In 1960, Boxshall completed a classified chronology of SOE operations with the French Resistance. He later developed a deep personal interest in the 1944 Oradour-sur-Glane massacre, maintaining a file on the case from 1953 to 1971 and critically engaging with revisionist narratives that sought to downplay German culpability. Boxshall remained an adviser to British intelligence services well into his later years. In July 1979, The Daily Telegraph reported that the 82-year-old Boxshall was still at work in Whitehall, advising the Foreign Office on how much information about the wartime activities of the SOE should be made public. Boxshall was reportedly still being consulted at the time of his death in London on 26 January 1984. Intelligence historian Richard Bennett described Boxshall as "probably the longest serving officer in British intelligence history".

==Honours==
Boxshall was appointed a Member of the Order of the British Empire (MBE) in the 1945 Birthday Honours.
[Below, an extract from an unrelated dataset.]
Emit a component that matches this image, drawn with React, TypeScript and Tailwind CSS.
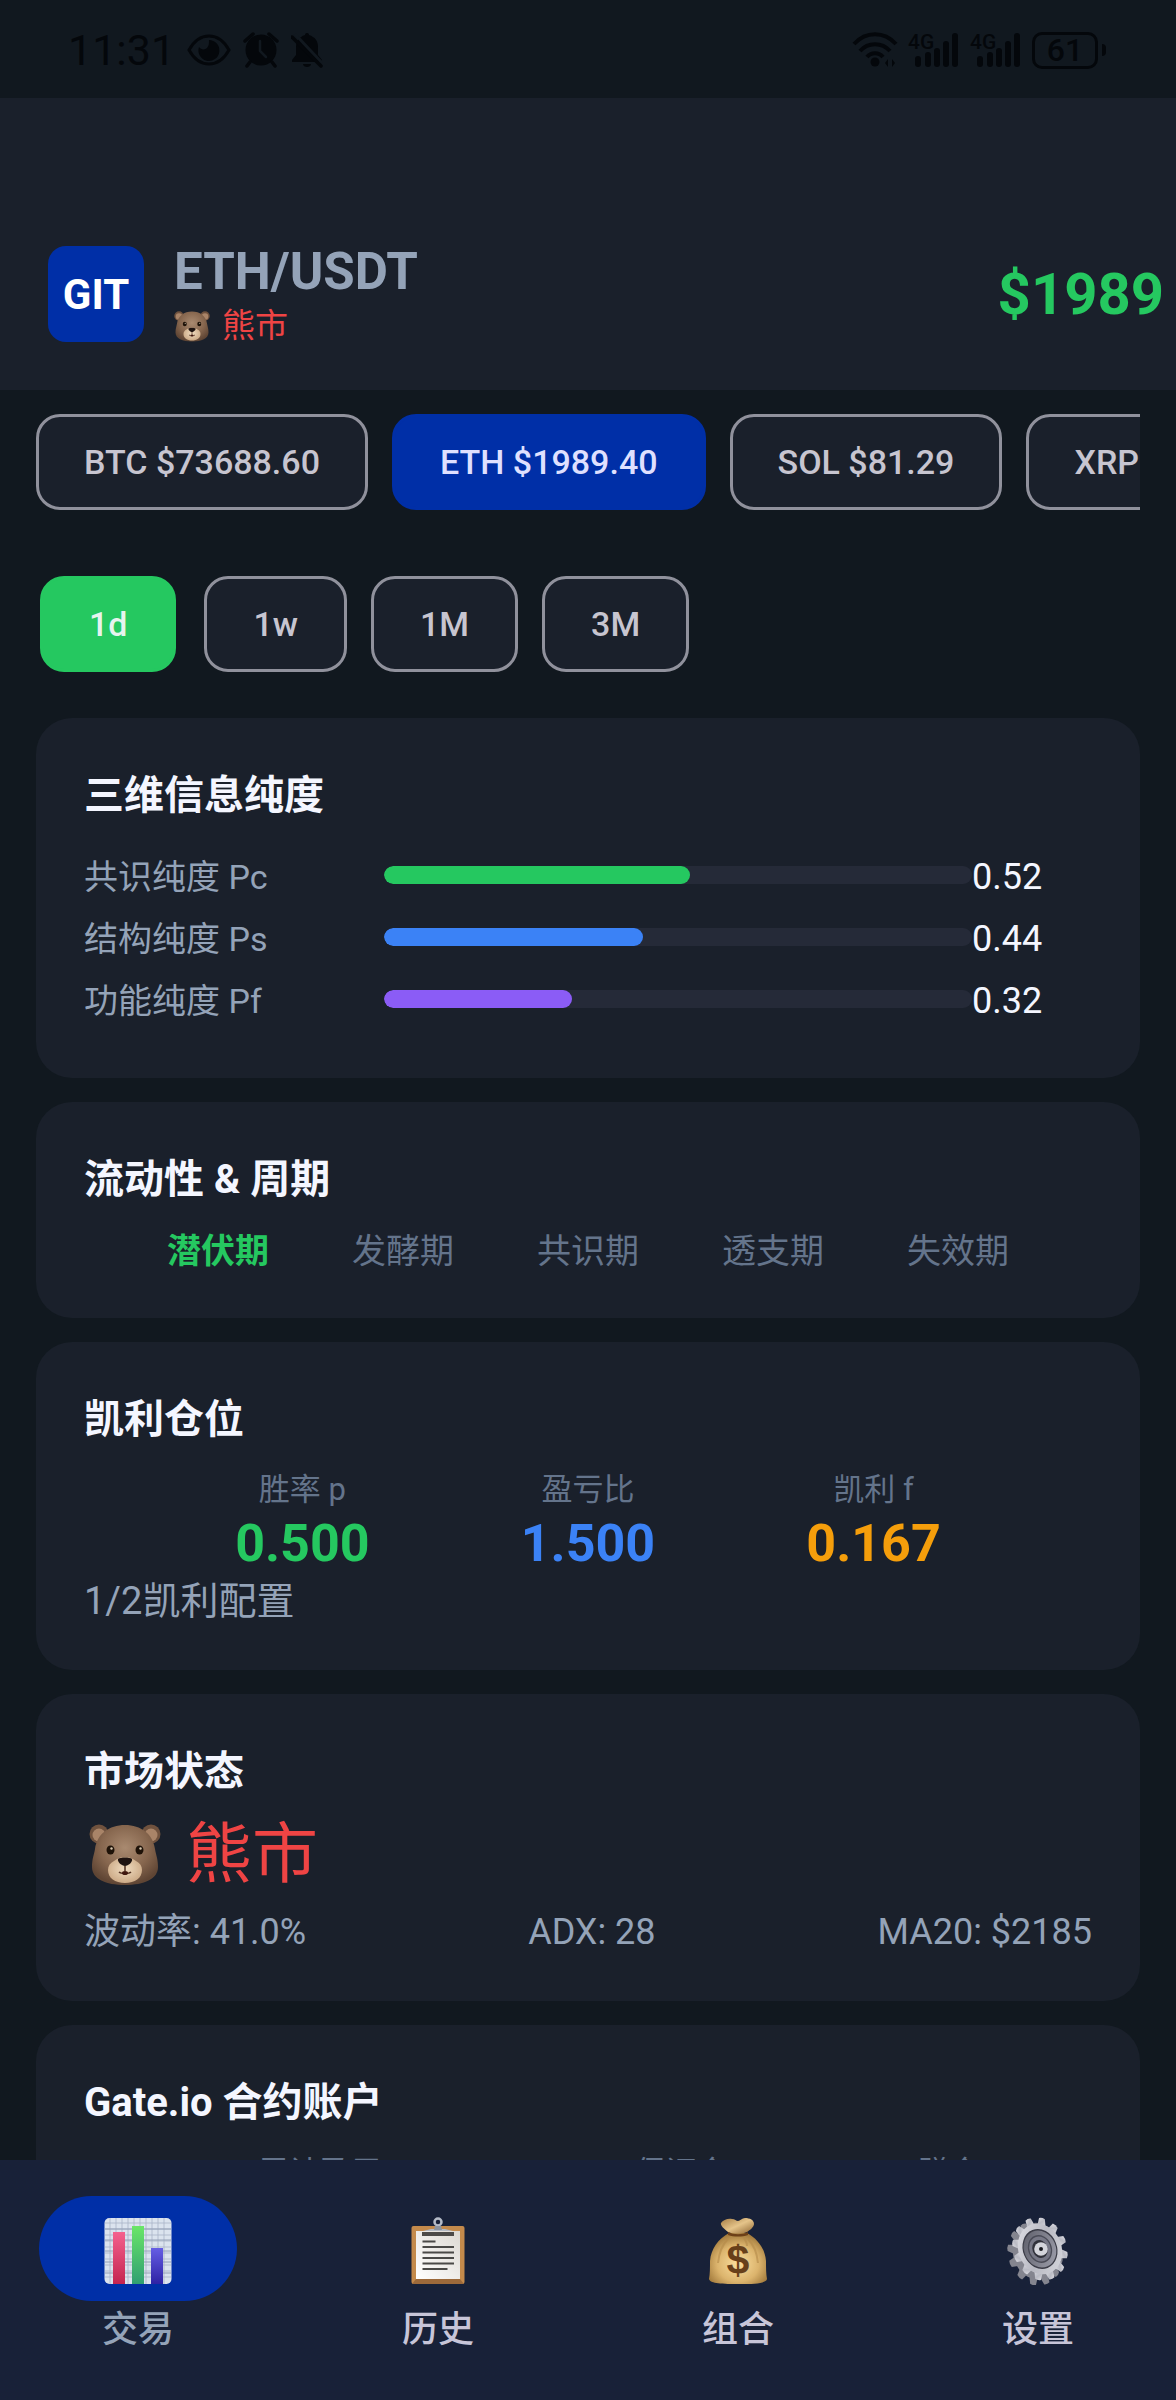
import { useId, useState } from "react";
import { clsx } from "clsx";

const coins = [
  { symbol: "BTC", price: "73688.60" },
  { symbol: "ETH", price: "1989.40" },
  { symbol: "SOL", price: "81.29" },
  { symbol: "XRP", price: "1.35" },
];

const periods = ["1d", "1w", "1M", "3M"];

const purity = [
  { label: "共识纯度 Pc", value: 0.52, color: "bg-[#25c860]" },
  { label: "结构纯度 Ps", value: 0.44, color: "bg-[#3b82f6]" },
  { label: "功能纯度 Pf", value: 0.32, color: "bg-[#8b5cf6]" },
];

const phases = ["潜伏期", "发酵期", "共识期", "透支期", "失效期"];

const kelly = [
  { label: "胜率 p", value: "0.500", color: "text-[#25c860]" },
  { label: "盈亏比", value: "1.500", color: "text-[#3b82f6]" },
  { label: "凯利 f", value: "0.167", color: "text-[#f59e0b]" },
];

function BearIcon({ className }: { className?: string }) {
  const id = useId();
  return (
    <svg viewBox="0 0 72 62" className={className} aria-hidden="true">
      <defs>
        <radialGradient id={`${id}f`} cx="50%" cy="38%" r="62%">
          <stop offset="0" stopColor="#a98a70" />
          <stop offset="0.6" stopColor="#86664e" />
          <stop offset="1" stopColor="#5f4534" />
        </radialGradient>
        <radialGradient id={`${id}m`} cx="50%" cy="45%" r="60%">
          <stop offset="0" stopColor="#f0dcc0" />
          <stop offset="1" stopColor="#c9a682" />
        </radialGradient>
      </defs>
      <circle cx="10" cy="10" r="9.5" fill="#70523e" />
      <circle cx="62" cy="10" r="9.5" fill="#70523e" />
      <circle cx="10" cy="11" r="6.5" fill="#a98468" />
      <circle cx="62" cy="11" r="6.5" fill="#a98468" />
      <path
        d="M36 1C52 1 64 10 66 25c1 6 3 10 3 18 0 12-14 18-33 18S3 55 3 43c0-8 2-12 3-18C8 10 20 1 36 1z"
        fill={`url(#${id}f)`}
      />
      <path
        d="M36 33c5 0 8 2 11 4 4 2 6 5 6 9 0 8-7 13-17 13s-17-5-17-13c0-4 2-7 6-9 3-2 6-4 11-4z"
        fill={`url(#${id}m)`}
      />
      <path d="M29 35c2-2 12-2 14 0 1 3-4 7-7 7s-8-4-7-7z" fill="#1e1310" />
      <path d="M36 42v5M30 48c2 2 10 2 12 0" stroke="#503020" strokeWidth="1.5" fill="none" />
      <ellipse cx="36" cy="49" rx="3" ry="2" fill="#40180f" />
      <ellipse cx="21.500" cy="26" rx="4" ry="4.500" fill="#1e1208" />
      <ellipse cx="50.500" cy="26" rx="4" ry="4.500" fill="#1e1208" />
      <circle cx="22.500" cy="24.500" r="1.200" fill="#d8c8b0" />
      <circle cx="51.500" cy="24.500" r="1.200" fill="#d8c8b0" />
    </svg>
  );
}

function ChartIcon() {
  const lines = [6, 12, 18, 24, 30, 36, 42, 48, 54, 60];
  return (
    <svg viewBox="0 0 68 68" className="size-[68px]" aria-hidden="true">
      <defs>
        <linearGradient id="chart-red" x2="0" y2="1">
          <stop offset="0" stopColor="#f4628e" />
          <stop offset="1" stopColor="#c42450" />
        </linearGradient>
        <linearGradient id="chart-green" x2="0" y2="1">
          <stop offset="0" stopColor="#6ae668" />
          <stop offset="1" stopColor="#2f9f72" />
        </linearGradient>
        <linearGradient id="chart-blue" x2="0" y2="1">
          <stop offset="0" stopColor="#665ee4" />
          <stop offset="1" stopColor="#2d22a4" />
        </linearGradient>
      </defs>
      <rect x="0.500" y="1" width="67" height="66" rx="5" fill="#dbe3ee" />
      {lines.map((n) => (
        <path key={n} d={`M${n} 1v66M1 ${n}h66`} stroke="#a9b4c6" strokeWidth="0.8" />
      ))}
      <path d="M1 12h66M1 23h66M1 34h66M1 45h66M1 56h66" stroke="#94a0b6" />
      <rect x="9" y="15" width="12" height="52" fill="url(#chart-red)" />
      <rect x="28" y="9" width="12" height="58" fill="url(#chart-green)" />
      <rect x="47" y="31" width="12" height="36" fill="url(#chart-blue)" />
    </svg>
  );
}

function ClipboardIcon() {
  return (
    <svg viewBox="0 0 68 68" className="size-[68px]" aria-hidden="true">
      <defs>
        <linearGradient id="clip-paper" x1="0" y1="1" x2="1" y2="0">
          <stop offset="0" stopColor="#ffffff" />
          <stop offset="1" stopColor="#dcd8d2" />
        </linearGradient>
      </defs>
      <rect x="7.500" y="9" width="53" height="58" rx="2" fill="#c48a4b" />
      <path d="M8 67l4-5h44l4 5z" fill="#9c693a" />
      <rect x="12" y="14" width="44" height="48" fill="url(#clip-paper)" />
      <rect x="18" y="15" width="32" height="4" fill="#4c4a48" />
      <path d="M19 14l8-2h14l8 2z" fill="#b4bac4" />
      <circle cx="34" cy="5" r="3.500" fill="none" stroke="#b6bcc8" strokeWidth="2.500" />
      <path d="M31 9h6l1 4h-8z" fill="#8d949f" />
      <path
        d="M18.500 24.500h13M18.500 30h31.500M18.500 35.500h31.500M18.500 41h31.500M18.500 46.500h31.500M18.500 52h25"
        stroke="#4a4947"
        strokeWidth="2"
      />
    </svg>
  );
}

function MoneyBagIcon() {
  return (
    <svg viewBox="0 0 68 68" className="size-[68px]" aria-hidden="true">
      <defs>
        <radialGradient id="bag-body" cx="50%" cy="60%" r="60%">
          <stop offset="0" stopColor="#fbdf9f" />
          <stop offset="0.6" stopColor="#dcb46d" />
          <stop offset="1" stopColor="#a0783a" />
        </radialGradient>
        <linearGradient id="bag-top" x2="1" y2="1">
          <stop offset="0" stopColor="#a57c44" />
          <stop offset="0.5" stopColor="#e5c48a" />
          <stop offset="1" stopColor="#8f6632" />
        </linearGradient>
      </defs>
      <path
        d="M25 16C14 22 7 32 6 44c0 7 0 13-1 18 1 4 9 5 29 5s28-1 29-5c-1-5-1-11-1-18-1-12-8-22-19-28z"
        fill="url(#bag-body)"
      />
      <path
        d="M24 22c-6 6-9 14-10 24M44 22c6 6 9 14 10 24M38 18c3 4 5 7 5 11"
        stroke="#b48a4a"
        strokeWidth="2"
        fill="none"
        opacity="0.6"
      />
      <path
        d="M24 15c-4-3-8-7-7-9 2-3 7-5 11-4 3 0 4 2 6 2s4-3 7-3c5 0 9 2 9 6 0 3-4 6-7 8-5 2-14 2-19 0z"
        fill="url(#bag-top)"
      />
      <path d="M24 15c6 3 14 3 20 0v3c-6 2-14 2-20 0z" fill="#6d4018" />
      <text x="34" y="57" textAnchor="middle" fontSize="41" fontWeight="700" fill="#68401a" fontFamily="Liberation Sans, sans-serif">
        $
      </text>
    </svg>
  );
}

function GearIcon() {
  const teeth = Array.from({ length: 12 }, (_, i) => i * 30);
  const wheel = (fill: string) => (
    <g fill={fill}>
      {teeth.map((a) => (
        <path key={a} d="M-5-25l1.500-8q3.500-1.500 7 0l1.500 8z" transform={`rotate(${a})`} />
      ))}
      <circle r="27" />
    </g>
  );
  return (
    <svg viewBox="0 0 68 68" className="size-[68px]" aria-hidden="true">
      <defs>
        <linearGradient id="gear-face" x2="1" y2="1">
          <stop offset="0" stopColor="#e2e2e8" />
          <stop offset="0.5" stopColor="#b9bac3" />
          <stop offset="1" stopColor="#d9dae0" />
        </linearGradient>
        <linearGradient id="gear-dish" x2="1" y2="1">
          <stop offset="0" stopColor="#5a5b66" />
          <stop offset="1" stopColor="#a2a3b0" />
        </linearGradient>
      </defs>
      <g transform="translate(31 37) rotate(-22) scale(0.8 0.960)">{wheel("#84858f")}</g>
      <g transform="translate(36 32) rotate(-22) scale(0.8 0.960)">
        {wheel("url(#gear-face)")}
        <circle r="20.500" fill="url(#gear-dish)" stroke="#3c3d48" strokeWidth="1.500" />
        <circle r="14" fill="#777886" stroke="#4a4b57" strokeWidth="1.500" />
        <circle r="9.500" fill="#30313a" />
      </g>
      <circle cx="37" cy="32" r="6.800" fill="#d4d5db" />
      <circle cx="37" cy="32" r="2" fill="#17181e" />
    </svg>
  );
}

const tabs = [
  { label: "交易", icon: <ChartIcon /> },
  { label: "历史", icon: <ClipboardIcon /> },
  { label: "组合", icon: <MoneyBagIcon /> },
  { label: "设置", icon: <GearIcon /> },
];

function SignalIcon() {
  return (
    <svg viewBox="0 0 52 36" className="h-9 w-[52px] overflow-visible" fill="currentColor" aria-hidden="true">
      <text x="0" y="17" fontSize="21" fontWeight="500" fontFamily="Roboto, sans-serif">
        4G
      </text>
      <rect x="7" y="24" width="6" height="11" rx="3" />
      <rect x="17" y="20" width="6" height="15" rx="3" />
      <rect x="26" y="16" width="6" height="19" rx="3" />
      <rect x="35" y="9" width="6" height="26" rx="3" />
      <rect x="44" y="1" width="6" height="34" rx="3" />
    </svg>
  );
}

function StatusBar() {
  return (
    <div className="flex h-[98px] shrink-0 items-center justify-between pt-0.5 pr-[70px] pl-[68px] text-[#04070b]">
      <div className="flex items-center gap-3">
        <span className="text-[43px] leading-none">11:31</span>
        <svg viewBox="0 0 44 32" className="h-8 w-11" aria-hidden="true">
          <path d="M2 16C7 7 14 2 22 2s15 5 20 14c-5 9-12 14-20 14S7 25 2 16z" fill="none" stroke="currentColor" strokeWidth="3" />
          <path d="M22 6a10.500 10.500 0 1 1-10 7c2 3 6 3 8 1s2-5 2-8z" fill="currentColor" />
        </svg>
        <svg viewBox="0 0 36 36" className="size-9" aria-hidden="true">
          <circle cx="18" cy="18" r="15.500" fill="currentColor" />
          <path d="M2 9l8-7M34 9l-8-7M7 30l-3 4M29 30l3 4" stroke="currentColor" strokeWidth="3.500" strokeLinecap="round" />
          <path d="M17 9v10l6 6" stroke="#11181f" strokeWidth="2.500" fill="none" strokeLinecap="round" />
        </svg>
        <svg viewBox="0 0 32 36" className="h-9 w-8" aria-hidden="true">
          <path d="M16 1c-2 0-2 2-2 2-6 2-9 6-9 12v8l-4 5v2h30v-2l-4-5v-8c0-6-3-10-9-12 0 0 0-2-2-2z" fill="currentColor" />
          <path d="M12 32h8c0 2-2 3-4 3s-4-1-4-3z" fill="currentColor" />
          <path d="M4 2l27 29" stroke="#11181f" strokeWidth="3" />
          <path d="M1 5l29 29" stroke="currentColor" strokeWidth="3.500" strokeLinecap="round" />
        </svg>
      </div>
      <div className="flex items-center gap-[10px]">
        <svg viewBox="0 0 46 36" className="h-9 w-[46px]" fill="none" stroke="currentColor" strokeWidth="4" aria-hidden="true">
          <path d="M2 12C14-1 32-1 44 12M8 19c8-9 22-9 30 0M15 25c4-5 12-5 16 0" />
          <circle cx="23" cy="30" r="4.500" fill="currentColor" stroke="none" />
          <path d="M33 31l3-4v8zM43 31l-3-4v8z" fill="currentColor" stroke="none" />
        </svg>
        <SignalIcon />
        <SignalIcon />
        <span className="flex items-center gap-1">
          <span className="flex h-[37px] w-[66px] items-center justify-center rounded-[10px] border-[3px] border-current text-[32px] leading-none font-medium">
            61
          </span>
          <span className="h-3 w-1 rounded-r bg-current" />
        </span>
      </div>
    </div>
  );
}

function Card({ title, children }: { title: string; children: React.ReactNode }) {
  return (
    <section className="rounded-[36px] bg-[#1a202b] px-12 pt-[50px] pb-[46px]">
      <h2 className="mb-[22px] text-[40px] leading-[56px] font-bold text-[#f4f6ff]">{title}</h2>
      {children}
    </section>
  );
}

export default function App() {
  const [coin, setCoin] = useState("ETH");
  const [period, setPeriod] = useState("1d");
  const [tab, setTab] = useState("交易");

  return (
    <div className="flex h-screen flex-col overflow-hidden bg-[#11181f] font-[Roboto,'Noto_Sans_CJK_SC',sans-serif] text-[34px]">
      <StatusBar />

      <header className="flex shrink-0 items-center bg-[#1a202b] pt-[140px] pr-3 pb-10 pl-12">
        <div className="flex size-24 items-center justify-center rounded-[18px] bg-[#002fa7] text-[42px] font-bold text-white">
          GIT
        </div>
        <div className="ml-[30px] flex-1 pt-1">
          <h1 className="text-[51px] leading-[60px] font-bold text-[#94a3b8]">ETH/USDT</h1>
          <p className="flex items-center gap-3 text-[33px] leading-[48px] text-[#ef4444]">
            <BearIcon className="h-[31px] w-9" />
            熊市
          </p>
        </div>
        <span className="text-[58px] leading-[64px] font-bold text-[#25c860]">$1989</span>
      </header>

      <main className="min-h-0 flex-1 overflow-y-auto px-9 [scrollbar-width:none]">
        <div className="flex gap-6 overflow-x-auto py-6 [scrollbar-width:none]">
          {coins.map((c) => (
            <button
              key={c.symbol}
              onClick={() => setCoin(c.symbol)}
              className={clsx(
                "h-24 shrink-0 rounded-[24px] border-[3px] px-[45px] font-medium whitespace-nowrap",
                coin === c.symbol
                  ? "border-[#002fa7] bg-[#002fa7] text-[#dfe0ff]"
                  : "border-[#90919c] bg-[#1a202b] text-[#c7c5d0]"
              )}
            >
              {c.symbol} ${c.price}
            </button>
          ))}
        </div>

        <div className="mt-[18px] flex gap-6 py-6">
          {periods.map((p) => (
            <button
              key={p}
              onClick={() => setPeriod(p)}
              className={clsx(
                "h-24 rounded-[24px] border-[3px] px-[46px] font-medium",
                period === p
                  ? "mx-1 border-[#25c860] bg-[#25c860] text-[#e6f4ee]"
                  : "border-[#90919c] bg-[#1a202b] text-[#c7c5d0]"
              )}
            >
              {p}
            </button>
          ))}
        </div>

        <div className="mt-[22px] flex flex-col gap-6 pb-6">
          <Card title="三维信息纯度">
            {purity.map((row) => (
              <div key={row.label} className="flex h-[62px] items-center">
                <span className="w-[300px] text-[#94a3b8]">{row.label}</span>
                <div className="mb-1 h-[18px] flex-1 overflow-hidden rounded-full bg-[#252a38]">
                  <div
                    className={clsx("h-full rounded-full", row.color)}
                    style={{ width: `${row.value * 100}%` }}
                  />
                </div>
                <span className="w-[120px] text-[36px] text-[#f4f6ff]">{row.value.toFixed(2)}</span>
              </div>
            ))}
          </Card>

          <Card title="流动性 & 周期">
            <div className="flex justify-evenly leading-[42px]">
              {phases.map((phase, i) => (
                <span key={phase} className={i === 0 ? "font-bold text-[#25c860]" : "text-[#64748b]"}>
                  {phase}
                </span>
              ))}
            </div>
          </Card>

          <Card title="凯利仓位">
            <div className="flex justify-evenly text-center">
              {kelly.map((k) => (
                <div key={k.label}>
                  <p className="text-[31px] leading-10 text-[#64748b]">{k.label}</p>
                  <p className={clsx("text-[52px] leading-[68px] font-bold", k.color)}>{k.value}</p>
                </div>
              ))}
            </div>
            <p className="text-[38px] leading-[46px] text-[#94a3b8]">1/2凯利配置</p>
          </Card>

          <Card title="市场状态">
            <p className="mb-[22px] flex items-center gap-6 pl-1 text-[66px] leading-[66px] text-[#ef4444]">
              <BearIcon className="h-[62px] w-[74px]" />
              熊市
            </p>
            <div className="flex justify-between text-[36px] leading-[45px] text-[#94a3b8]">
              <span>波动率: 41.0%</span>
              <span>ADX: 28</span>
              <span>MA20: $2185</span>
            </div>
          </Card>

          <Card title="Gate.io 合约账户">
            <div className="flex justify-evenly text-center text-[31px] leading-10 text-[#64748b]">
              <span className="w-[300px]">累计盈亏</span>
              <span className="w-[250px]">保证金</span>
              <span className="w-[114px]">赠金</span>
            </div>
          </Card>
        </div>
      </main>

      <nav className="flex h-60 shrink-0 gap-6 bg-[#182138] pt-9">
        {tabs.map((t) => (
          <button key={t.label} onClick={() => setTab(t.label)} className="flex flex-1 flex-col items-center">
            <span
              className={clsx(
                "flex h-[105px] w-[198px] items-center justify-center rounded-full pt-1",
                tab === t.label && "bg-[#002fa7]"
              )}
            >
              {t.icon}
            </span>
            <span
              className={clsx(
                "text-[36px] leading-[58px] font-medium",
                tab === t.label ? "text-[#94a3b8]" : "text-[#c7c5d8]"
              )}
            >
              {t.label}
            </span>
          </button>
        ))}
      </nav>
    </div>
  );
}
According to his entry in Who's Who in Central and East-Europe (1935), he received the British War Medal and held several foreign honours, including the Knight of the Order of the Crown of Romania (K.O.C.R.) and the Russian Order of St Anne.

==Military commissions==
Boxshall was appointed temporary honorary second lieutenant on 11 August 1917, promoted to temporary honorary captain on 22 August 1919, and relinquished his commission on 1 October 1920 while retaining the honorary rank of captain.

He later received a wartime commission on the General List as a second lieutenant on 29 August 1941. Army List records show subsequent wartime promotions: to the war substantive rank of lieutenant (29 August 1941), temporary captain (29 November 1942), war substantive captain and temporary major (21 August 1942), and finally war substantive major and temporary lieutenant-colonel (1 November 1945).